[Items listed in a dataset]

######

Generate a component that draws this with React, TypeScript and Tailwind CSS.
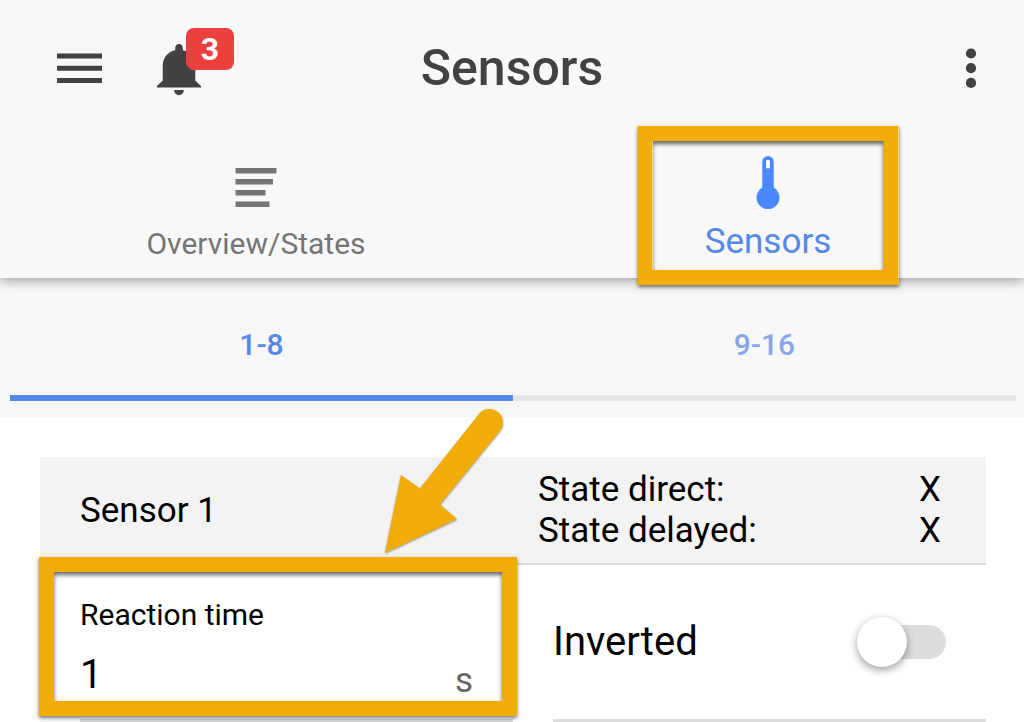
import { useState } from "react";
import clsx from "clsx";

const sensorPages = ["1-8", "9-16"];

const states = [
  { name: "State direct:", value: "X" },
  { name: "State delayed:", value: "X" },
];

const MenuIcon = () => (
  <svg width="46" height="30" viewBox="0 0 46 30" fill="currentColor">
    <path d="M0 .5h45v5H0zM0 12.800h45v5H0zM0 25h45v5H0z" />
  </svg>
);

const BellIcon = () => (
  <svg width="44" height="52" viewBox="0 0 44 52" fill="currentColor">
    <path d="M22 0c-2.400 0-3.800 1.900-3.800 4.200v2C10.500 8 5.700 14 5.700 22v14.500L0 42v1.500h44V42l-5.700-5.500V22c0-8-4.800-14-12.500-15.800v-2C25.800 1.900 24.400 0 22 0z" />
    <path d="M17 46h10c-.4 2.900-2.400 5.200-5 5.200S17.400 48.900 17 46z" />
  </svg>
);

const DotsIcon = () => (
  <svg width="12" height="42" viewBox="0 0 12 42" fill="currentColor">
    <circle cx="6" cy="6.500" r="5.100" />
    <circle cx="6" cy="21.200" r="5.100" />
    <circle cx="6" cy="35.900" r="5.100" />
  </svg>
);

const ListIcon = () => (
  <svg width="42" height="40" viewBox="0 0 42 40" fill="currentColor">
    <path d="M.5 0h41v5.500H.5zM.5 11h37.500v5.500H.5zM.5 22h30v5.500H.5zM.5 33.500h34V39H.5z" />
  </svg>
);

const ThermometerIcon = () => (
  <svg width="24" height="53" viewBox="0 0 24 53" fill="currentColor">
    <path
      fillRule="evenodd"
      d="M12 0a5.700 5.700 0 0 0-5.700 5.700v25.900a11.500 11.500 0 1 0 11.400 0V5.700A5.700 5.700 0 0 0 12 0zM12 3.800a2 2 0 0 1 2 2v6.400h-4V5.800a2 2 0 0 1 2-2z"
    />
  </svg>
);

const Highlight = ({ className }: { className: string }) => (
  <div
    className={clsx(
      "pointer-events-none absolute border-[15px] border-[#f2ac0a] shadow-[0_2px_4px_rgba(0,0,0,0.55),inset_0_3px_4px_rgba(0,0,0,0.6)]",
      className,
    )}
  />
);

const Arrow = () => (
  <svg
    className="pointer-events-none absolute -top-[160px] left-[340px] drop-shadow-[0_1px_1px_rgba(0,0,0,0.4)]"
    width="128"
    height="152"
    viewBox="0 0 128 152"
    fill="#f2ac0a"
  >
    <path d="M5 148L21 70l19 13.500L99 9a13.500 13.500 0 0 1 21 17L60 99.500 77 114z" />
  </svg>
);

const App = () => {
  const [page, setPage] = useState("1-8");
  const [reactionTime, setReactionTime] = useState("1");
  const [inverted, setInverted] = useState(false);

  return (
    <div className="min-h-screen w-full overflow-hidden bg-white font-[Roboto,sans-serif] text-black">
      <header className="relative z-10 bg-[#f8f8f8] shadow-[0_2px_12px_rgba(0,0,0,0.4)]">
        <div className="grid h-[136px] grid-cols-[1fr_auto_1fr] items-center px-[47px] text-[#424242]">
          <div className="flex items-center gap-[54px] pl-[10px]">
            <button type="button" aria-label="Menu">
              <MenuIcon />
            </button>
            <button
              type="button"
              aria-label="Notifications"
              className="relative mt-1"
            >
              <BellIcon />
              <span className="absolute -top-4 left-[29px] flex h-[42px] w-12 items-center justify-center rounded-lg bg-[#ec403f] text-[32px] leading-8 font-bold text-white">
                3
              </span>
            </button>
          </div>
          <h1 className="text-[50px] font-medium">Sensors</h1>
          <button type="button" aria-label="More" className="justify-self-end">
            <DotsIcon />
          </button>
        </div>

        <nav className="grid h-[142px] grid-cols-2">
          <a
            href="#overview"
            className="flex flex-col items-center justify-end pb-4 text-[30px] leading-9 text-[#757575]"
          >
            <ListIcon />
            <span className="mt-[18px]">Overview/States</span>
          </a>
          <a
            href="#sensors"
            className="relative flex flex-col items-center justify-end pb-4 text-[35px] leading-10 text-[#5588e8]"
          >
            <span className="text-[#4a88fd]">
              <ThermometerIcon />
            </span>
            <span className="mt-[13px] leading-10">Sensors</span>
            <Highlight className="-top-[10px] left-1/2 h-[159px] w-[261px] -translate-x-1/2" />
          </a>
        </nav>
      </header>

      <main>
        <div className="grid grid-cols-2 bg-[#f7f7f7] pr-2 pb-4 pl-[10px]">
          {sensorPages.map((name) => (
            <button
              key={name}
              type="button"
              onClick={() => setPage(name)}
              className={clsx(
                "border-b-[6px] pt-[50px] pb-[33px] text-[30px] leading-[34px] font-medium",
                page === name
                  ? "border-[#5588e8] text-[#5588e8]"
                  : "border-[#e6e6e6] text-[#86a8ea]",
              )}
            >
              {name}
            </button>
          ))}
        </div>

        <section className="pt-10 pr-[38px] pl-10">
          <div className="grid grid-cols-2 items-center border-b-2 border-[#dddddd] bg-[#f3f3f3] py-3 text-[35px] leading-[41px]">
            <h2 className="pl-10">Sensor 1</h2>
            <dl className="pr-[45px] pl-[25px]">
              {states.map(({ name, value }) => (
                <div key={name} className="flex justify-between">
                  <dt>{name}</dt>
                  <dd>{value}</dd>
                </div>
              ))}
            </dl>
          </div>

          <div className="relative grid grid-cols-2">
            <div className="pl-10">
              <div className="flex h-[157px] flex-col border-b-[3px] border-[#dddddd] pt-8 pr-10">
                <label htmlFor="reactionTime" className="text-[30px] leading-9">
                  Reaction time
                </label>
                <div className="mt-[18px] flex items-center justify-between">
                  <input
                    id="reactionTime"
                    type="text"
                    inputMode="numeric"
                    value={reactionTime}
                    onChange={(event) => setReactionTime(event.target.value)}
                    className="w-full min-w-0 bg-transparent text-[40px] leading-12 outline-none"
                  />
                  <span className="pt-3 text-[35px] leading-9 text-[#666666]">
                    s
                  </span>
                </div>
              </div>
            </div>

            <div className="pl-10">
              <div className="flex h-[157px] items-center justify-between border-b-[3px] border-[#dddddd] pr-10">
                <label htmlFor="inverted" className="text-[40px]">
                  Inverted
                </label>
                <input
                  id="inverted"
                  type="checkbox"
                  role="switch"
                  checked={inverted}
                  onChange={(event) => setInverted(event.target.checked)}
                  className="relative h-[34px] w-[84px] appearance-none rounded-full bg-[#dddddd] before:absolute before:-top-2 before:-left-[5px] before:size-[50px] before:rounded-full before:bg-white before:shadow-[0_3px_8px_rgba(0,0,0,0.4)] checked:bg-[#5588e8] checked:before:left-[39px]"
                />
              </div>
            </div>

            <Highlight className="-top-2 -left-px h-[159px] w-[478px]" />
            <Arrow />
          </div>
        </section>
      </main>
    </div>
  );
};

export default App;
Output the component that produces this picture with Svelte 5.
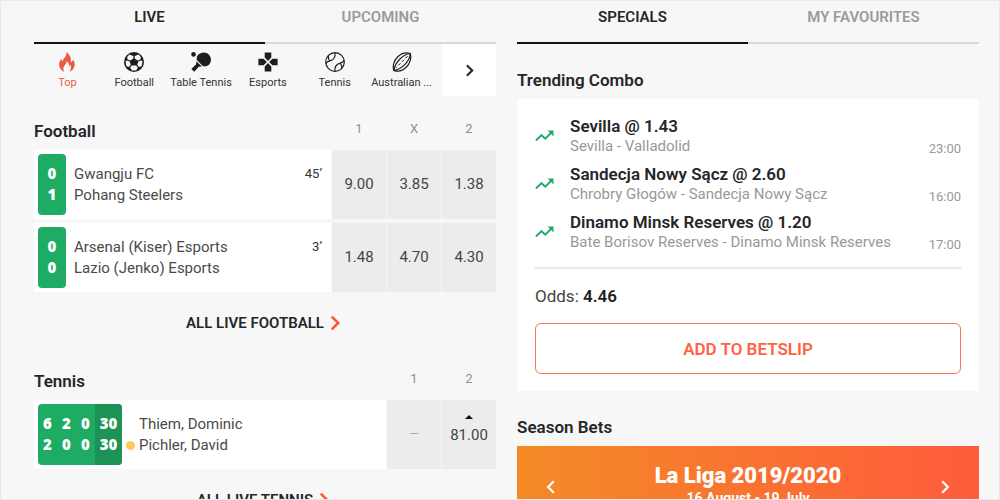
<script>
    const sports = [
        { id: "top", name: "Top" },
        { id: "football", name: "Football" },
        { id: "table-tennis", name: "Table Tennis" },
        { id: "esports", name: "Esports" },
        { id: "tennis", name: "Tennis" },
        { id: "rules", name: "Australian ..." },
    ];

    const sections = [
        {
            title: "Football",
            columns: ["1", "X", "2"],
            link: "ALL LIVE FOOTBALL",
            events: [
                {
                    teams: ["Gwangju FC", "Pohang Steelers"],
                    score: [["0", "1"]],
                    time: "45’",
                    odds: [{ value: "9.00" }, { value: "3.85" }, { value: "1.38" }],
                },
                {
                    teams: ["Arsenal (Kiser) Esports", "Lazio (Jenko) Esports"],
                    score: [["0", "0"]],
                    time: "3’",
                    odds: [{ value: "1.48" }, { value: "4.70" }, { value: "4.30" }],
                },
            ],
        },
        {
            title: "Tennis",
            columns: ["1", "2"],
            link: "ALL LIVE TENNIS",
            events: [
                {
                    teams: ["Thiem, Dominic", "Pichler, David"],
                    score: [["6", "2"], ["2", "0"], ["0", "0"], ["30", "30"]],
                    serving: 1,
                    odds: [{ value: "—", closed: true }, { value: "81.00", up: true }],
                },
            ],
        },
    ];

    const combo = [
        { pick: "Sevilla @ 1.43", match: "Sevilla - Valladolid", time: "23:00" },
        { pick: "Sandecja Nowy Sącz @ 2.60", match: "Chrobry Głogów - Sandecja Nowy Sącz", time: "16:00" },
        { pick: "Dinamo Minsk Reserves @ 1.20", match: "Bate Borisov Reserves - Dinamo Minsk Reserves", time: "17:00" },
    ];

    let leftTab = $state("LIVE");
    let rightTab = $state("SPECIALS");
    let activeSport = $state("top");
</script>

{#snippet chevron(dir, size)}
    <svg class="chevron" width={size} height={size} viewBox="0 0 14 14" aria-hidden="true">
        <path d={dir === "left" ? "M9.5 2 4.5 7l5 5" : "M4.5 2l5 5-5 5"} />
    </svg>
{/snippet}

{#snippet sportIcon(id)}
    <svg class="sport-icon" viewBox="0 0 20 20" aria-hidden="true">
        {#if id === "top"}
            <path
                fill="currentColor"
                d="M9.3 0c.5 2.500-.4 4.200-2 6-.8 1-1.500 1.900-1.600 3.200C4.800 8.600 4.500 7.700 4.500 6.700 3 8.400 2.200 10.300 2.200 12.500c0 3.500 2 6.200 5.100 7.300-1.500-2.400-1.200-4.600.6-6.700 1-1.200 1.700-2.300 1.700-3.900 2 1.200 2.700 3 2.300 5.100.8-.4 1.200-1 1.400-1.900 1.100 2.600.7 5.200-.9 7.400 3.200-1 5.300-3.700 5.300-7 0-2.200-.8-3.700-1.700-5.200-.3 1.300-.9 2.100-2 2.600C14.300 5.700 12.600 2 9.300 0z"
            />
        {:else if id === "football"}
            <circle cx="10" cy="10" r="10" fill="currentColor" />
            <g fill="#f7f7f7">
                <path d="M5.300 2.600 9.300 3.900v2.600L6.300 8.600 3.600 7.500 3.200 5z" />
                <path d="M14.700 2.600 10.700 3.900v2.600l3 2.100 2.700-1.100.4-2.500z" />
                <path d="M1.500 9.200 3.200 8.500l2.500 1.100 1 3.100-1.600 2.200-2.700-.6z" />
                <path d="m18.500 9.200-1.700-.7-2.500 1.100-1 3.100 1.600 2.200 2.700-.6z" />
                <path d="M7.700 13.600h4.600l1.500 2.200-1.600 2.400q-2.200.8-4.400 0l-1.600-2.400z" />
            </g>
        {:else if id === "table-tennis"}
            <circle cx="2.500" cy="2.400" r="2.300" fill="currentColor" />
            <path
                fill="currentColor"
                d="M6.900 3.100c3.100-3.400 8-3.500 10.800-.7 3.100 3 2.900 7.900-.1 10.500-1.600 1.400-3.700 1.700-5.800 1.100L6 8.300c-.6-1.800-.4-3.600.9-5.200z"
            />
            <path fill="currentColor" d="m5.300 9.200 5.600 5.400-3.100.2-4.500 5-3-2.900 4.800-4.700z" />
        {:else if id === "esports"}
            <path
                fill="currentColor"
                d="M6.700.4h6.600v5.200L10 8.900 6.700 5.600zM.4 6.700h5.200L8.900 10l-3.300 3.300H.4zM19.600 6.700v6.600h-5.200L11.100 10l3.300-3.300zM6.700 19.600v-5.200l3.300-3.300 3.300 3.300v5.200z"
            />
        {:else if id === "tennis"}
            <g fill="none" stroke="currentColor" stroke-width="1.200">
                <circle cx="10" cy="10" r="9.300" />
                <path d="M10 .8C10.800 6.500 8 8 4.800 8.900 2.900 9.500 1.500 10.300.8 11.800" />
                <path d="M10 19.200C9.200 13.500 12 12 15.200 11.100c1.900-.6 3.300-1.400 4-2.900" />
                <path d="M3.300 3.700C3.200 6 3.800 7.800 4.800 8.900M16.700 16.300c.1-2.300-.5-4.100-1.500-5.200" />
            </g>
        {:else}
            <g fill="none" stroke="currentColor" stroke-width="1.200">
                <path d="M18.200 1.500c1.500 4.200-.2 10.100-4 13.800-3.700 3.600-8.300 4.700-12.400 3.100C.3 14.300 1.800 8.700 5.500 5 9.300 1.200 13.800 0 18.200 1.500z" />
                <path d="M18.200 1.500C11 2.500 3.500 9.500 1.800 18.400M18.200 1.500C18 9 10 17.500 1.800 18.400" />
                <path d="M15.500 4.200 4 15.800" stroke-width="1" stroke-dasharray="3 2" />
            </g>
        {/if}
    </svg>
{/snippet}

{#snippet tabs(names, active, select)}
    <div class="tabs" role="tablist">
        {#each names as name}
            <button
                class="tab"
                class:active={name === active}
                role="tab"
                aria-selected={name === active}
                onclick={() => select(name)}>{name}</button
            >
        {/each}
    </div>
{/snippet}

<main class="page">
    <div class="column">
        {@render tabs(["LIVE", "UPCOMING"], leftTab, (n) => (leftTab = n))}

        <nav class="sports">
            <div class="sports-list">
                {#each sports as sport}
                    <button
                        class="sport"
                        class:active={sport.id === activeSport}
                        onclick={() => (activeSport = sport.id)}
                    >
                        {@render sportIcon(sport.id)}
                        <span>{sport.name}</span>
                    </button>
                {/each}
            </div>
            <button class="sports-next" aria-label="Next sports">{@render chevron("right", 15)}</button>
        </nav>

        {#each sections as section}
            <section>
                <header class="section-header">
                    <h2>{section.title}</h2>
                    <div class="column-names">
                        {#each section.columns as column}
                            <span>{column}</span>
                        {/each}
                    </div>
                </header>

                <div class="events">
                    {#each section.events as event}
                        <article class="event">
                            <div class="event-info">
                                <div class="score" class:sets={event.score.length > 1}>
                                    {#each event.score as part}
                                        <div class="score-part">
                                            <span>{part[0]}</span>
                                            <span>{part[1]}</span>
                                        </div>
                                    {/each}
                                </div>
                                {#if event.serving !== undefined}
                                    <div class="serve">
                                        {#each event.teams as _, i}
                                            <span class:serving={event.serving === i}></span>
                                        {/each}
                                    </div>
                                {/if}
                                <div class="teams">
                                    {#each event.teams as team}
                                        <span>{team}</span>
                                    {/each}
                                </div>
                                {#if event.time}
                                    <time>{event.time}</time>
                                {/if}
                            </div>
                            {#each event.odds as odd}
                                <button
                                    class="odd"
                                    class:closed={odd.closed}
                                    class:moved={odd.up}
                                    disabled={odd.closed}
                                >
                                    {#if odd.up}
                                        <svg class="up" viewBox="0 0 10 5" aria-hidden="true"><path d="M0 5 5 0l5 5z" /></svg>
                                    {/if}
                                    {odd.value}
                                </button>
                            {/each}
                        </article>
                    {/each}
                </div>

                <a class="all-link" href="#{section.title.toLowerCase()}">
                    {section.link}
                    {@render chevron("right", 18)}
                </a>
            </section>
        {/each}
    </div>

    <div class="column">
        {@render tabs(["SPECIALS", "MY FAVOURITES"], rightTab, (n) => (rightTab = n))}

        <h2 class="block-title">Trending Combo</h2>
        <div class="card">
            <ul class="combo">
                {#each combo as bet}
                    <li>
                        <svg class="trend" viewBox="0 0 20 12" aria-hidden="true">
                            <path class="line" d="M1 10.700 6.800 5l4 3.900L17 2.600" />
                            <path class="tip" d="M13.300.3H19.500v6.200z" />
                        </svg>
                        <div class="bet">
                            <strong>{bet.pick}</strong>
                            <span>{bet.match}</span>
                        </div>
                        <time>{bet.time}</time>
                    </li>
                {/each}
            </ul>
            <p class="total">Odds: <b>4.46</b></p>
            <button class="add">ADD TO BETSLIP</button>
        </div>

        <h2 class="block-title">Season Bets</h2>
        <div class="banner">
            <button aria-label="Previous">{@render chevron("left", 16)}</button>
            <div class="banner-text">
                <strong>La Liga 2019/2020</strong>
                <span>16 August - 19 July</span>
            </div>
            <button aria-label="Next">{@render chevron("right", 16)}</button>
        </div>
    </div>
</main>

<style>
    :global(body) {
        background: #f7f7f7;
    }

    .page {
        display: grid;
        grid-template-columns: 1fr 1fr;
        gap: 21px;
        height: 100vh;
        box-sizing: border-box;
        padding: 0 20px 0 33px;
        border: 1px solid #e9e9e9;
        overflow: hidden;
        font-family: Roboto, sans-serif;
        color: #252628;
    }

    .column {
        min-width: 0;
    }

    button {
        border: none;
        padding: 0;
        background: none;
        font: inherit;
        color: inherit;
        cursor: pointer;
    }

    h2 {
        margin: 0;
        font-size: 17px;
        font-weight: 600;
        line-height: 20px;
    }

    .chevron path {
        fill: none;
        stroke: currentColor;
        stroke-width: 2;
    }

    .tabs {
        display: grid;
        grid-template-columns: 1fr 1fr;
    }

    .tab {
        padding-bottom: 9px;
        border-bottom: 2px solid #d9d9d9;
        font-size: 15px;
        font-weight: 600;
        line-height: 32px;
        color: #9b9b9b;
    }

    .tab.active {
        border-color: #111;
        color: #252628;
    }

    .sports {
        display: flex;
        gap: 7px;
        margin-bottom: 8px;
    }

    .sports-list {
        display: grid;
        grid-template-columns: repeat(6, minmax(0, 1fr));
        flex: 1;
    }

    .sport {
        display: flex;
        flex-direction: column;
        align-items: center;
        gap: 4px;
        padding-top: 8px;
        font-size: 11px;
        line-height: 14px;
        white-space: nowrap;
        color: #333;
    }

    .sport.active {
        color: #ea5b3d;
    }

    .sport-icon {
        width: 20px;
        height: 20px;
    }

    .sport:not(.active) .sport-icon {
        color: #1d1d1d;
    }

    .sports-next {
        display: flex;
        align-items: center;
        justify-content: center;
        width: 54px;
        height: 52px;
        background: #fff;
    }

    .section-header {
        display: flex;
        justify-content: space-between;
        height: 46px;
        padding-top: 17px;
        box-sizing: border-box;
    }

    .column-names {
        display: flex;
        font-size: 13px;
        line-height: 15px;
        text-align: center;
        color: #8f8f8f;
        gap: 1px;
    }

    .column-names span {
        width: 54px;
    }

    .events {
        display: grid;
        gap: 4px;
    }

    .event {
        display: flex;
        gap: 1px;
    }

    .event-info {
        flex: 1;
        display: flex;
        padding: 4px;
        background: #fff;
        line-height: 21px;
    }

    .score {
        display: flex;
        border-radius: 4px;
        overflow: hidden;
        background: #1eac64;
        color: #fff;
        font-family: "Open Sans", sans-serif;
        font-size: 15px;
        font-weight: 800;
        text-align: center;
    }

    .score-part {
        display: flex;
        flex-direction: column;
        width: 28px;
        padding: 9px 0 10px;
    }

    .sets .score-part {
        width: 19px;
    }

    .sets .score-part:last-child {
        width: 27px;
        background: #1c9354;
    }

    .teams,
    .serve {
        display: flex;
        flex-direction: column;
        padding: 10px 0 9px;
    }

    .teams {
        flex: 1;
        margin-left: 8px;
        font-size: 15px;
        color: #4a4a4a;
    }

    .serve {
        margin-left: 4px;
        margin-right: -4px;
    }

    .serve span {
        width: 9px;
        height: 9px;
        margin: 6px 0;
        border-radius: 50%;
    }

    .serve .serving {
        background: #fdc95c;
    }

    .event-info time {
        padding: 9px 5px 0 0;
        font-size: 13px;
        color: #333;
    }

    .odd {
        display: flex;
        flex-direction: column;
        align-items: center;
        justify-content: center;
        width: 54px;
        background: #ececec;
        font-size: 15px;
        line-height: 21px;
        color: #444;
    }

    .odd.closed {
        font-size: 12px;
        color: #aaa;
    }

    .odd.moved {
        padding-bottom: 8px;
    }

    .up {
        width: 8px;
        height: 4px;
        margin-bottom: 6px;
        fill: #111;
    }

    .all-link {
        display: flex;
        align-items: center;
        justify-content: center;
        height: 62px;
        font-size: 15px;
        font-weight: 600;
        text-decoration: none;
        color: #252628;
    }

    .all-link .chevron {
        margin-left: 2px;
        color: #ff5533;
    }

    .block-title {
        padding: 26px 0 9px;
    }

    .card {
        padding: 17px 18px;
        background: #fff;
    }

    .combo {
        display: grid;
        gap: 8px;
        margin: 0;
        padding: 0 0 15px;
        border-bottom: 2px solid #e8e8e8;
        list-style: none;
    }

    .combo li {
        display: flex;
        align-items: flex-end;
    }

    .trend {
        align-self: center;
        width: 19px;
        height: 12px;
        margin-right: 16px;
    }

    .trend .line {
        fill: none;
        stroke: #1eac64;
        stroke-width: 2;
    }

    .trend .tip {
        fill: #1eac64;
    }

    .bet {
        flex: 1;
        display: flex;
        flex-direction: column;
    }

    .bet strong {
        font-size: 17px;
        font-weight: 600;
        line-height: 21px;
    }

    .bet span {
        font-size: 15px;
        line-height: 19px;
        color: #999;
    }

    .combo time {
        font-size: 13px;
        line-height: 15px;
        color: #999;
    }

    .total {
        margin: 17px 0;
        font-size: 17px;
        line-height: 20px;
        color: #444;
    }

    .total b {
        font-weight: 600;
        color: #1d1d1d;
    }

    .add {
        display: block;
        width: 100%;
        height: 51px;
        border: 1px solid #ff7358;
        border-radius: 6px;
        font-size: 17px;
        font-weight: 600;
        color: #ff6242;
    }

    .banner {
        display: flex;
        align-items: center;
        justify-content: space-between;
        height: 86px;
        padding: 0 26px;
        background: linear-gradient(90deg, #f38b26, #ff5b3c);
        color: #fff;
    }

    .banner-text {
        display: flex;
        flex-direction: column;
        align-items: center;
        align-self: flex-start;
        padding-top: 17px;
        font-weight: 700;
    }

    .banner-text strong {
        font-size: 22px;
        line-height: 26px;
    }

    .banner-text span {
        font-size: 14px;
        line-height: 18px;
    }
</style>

######

Report every line containing the word "that" from the listing above.

- _Expected answer_
Generate a component that draws this with React, TypeScript and Tailwind CSS.
Output the component that produces this picture with Svelte 5.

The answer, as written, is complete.